> _Goal_
Write out all the entries word for word, but skip any images.

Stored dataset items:
--- Start ---

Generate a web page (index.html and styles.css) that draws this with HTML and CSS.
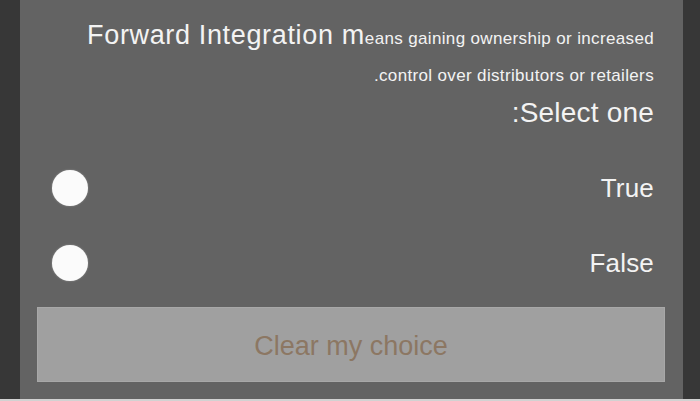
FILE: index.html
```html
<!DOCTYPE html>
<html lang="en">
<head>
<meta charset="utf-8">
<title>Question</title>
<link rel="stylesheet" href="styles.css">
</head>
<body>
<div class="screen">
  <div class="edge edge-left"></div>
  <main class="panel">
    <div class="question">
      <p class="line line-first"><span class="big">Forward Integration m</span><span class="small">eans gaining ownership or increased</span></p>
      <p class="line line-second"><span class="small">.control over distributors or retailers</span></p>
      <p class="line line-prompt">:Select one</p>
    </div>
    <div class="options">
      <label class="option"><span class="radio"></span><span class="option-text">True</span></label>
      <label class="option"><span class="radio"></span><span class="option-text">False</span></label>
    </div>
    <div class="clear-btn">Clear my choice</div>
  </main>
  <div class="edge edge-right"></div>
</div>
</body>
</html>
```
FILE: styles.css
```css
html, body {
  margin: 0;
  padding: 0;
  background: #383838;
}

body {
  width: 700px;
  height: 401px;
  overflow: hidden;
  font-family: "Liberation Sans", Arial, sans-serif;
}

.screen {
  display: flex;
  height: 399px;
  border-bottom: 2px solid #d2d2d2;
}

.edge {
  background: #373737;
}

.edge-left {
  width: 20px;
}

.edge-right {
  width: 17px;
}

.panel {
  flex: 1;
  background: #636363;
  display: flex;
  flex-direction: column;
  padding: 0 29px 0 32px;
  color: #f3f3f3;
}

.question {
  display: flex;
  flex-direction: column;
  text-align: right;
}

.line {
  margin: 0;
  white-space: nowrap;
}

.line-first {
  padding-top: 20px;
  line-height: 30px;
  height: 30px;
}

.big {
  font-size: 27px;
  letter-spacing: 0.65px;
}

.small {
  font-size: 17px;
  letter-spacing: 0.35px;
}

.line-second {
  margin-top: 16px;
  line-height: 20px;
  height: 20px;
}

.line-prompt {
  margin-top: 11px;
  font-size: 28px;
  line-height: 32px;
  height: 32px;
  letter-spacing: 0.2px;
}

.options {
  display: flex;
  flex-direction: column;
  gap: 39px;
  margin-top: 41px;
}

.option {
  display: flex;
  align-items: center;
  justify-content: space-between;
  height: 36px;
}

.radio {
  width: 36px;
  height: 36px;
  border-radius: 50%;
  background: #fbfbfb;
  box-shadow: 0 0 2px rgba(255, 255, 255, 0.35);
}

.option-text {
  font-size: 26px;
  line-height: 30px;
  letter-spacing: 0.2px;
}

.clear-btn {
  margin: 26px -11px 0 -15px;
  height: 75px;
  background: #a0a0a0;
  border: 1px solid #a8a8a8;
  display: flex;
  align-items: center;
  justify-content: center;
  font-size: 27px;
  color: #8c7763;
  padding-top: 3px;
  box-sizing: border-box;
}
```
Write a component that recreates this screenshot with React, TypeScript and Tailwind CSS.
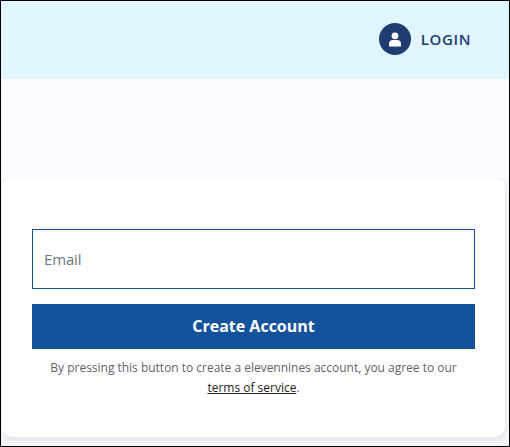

--- End ---

> _Reply to the task_
Generate a web page (index.html and styles.css) that draws this with HTML and CSS.
FILE: index.html
```html
<!DOCTYPE html>
<html lang="en">
<head>
<meta charset="utf-8">
<title>Question</title>
<link rel="stylesheet" href="styles.css">
</head>
<body>
<div class="screen">
  <div class="edge edge-left"></div>
  <main class="panel">
    <div class="question">
      <p class="line line-first"><span class="big">Forward Integration m</span><span class="small">eans gaining ownership or increased</span></p>
      <p class="line line-second"><span class="small">.control over distributors or retailers</span></p>
      <p class="line line-prompt">:Select one</p>
    </div>
    <div class="options">
      <label class="option"><span class="radio"></span><span class="option-text">True</span></label>
      <label class="option"><span class="radio"></span><span class="option-text">False</span></label>
    </div>
    <div class="clear-btn">Clear my choice</div>
  </main>
  <div class="edge edge-right"></div>
</div>
</body>
</html>
```
FILE: styles.css
```css
html, body {
  margin: 0;
  padding: 0;
  background: #383838;
}

body {
  width: 700px;
  height: 401px;
  overflow: hidden;
  font-family: "Liberation Sans", Arial, sans-serif;
}

.screen {
  display: flex;
  height: 399px;
  border-bottom: 2px solid #d2d2d2;
}

.edge {
  background: #373737;
}

.edge-left {
  width: 20px;
}

.edge-right {
  width: 17px;
}

.panel {
  flex: 1;
  background: #636363;
  display: flex;
  flex-direction: column;
  padding: 0 29px 0 32px;
  color: #f3f3f3;
}

.question {
  display: flex;
  flex-direction: column;
  text-align: right;
}

.line {
  margin: 0;
  white-space: nowrap;
}

.line-first {
  padding-top: 20px;
  line-height: 30px;
  height: 30px;
}

.big {
  font-size: 27px;
  letter-spacing: 0.65px;
}

.small {
  font-size: 17px;
  letter-spacing: 0.35px;
}

.line-second {
  margin-top: 16px;
  line-height: 20px;
  height: 20px;
}

.line-prompt {
  margin-top: 11px;
  font-size: 28px;
  line-height: 32px;
  height: 32px;
  letter-spacing: 0.2px;
}

.options {
  display: flex;
  flex-direction: column;
  gap: 39px;
  margin-top: 41px;
}

.option {
  display: flex;
  align-items: center;
  justify-content: space-between;
  height: 36px;
}

.radio {
  width: 36px;
  height: 36px;
  border-radius: 50%;
  background: #fbfbfb;
  box-shadow: 0 0 2px rgba(255, 255, 255, 0.35);
}

.option-text {
  font-size: 26px;
  line-height: 30px;
  letter-spacing: 0.2px;
}

.clear-btn {
  margin: 26px -11px 0 -15px;
  height: 75px;
  background: #a0a0a0;
  border: 1px solid #a8a8a8;
  display: flex;
  align-items: center;
  justify-content: center;
  font-size: 27px;
  color: #8c7763;
  padding-top: 3px;
  box-sizing: border-box;
}
```
Write a component that recreates this screenshot with React, TypeScript and Tailwind CSS.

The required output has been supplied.